Like other permanent life insurance policies, IUL provides a guaranteed death benefit to your beneficiaries when you pass away, ensuring they receive a payout  so that your loved ones are financially protected.

Cash Value Accumulation

 IUL policies accumulate cash value over time. This cash value grows tax-deferred and is linked to the performance of an underlying market index (such as the S&P 500). The policyholder receives a portion of the index’s gains, but the growth rate is often capped, meaning there is a maximum limit on the return you can earn in any given period. However, IUL policies often include a floor, which ensures that the cash value will not decrease due to negative index performance.

Premium Flexibility

IUL policies offer flexibility in premium payments and death benefit options. You can adjust your premium amounts and payment frequency based on your financial situation. If sufficient premiums are paid to keep the policy in force, you can reduce or increase your payments. The cash value can also be used to cover premiums if needed.

Potential for Growth

IUL policies offer the potential for growth based on the performance of the selected market index, providing the possibility of higher returns compared to standard fixed-interest policies.

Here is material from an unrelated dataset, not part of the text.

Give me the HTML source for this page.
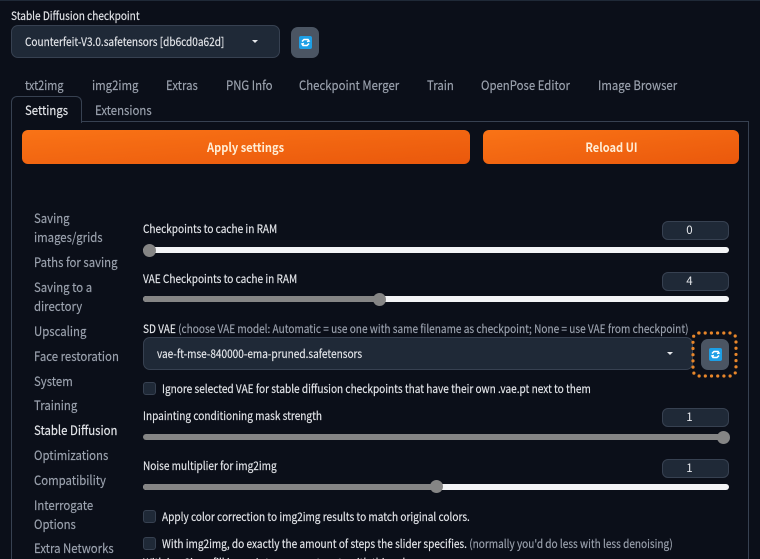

However, this growth is typically subject to caps, which limit the amount you can earn, and floors, which protect you from negative returns.

Access to Cash Value:

Policyholders can access the accumulated cash value through loans or withdrawals. Loans against the policy are generally tax-free if the policy remains in force, and withdrawals up to the amount paid in premiums are also tax-free. However, unpaid loans will reduce the death benefit.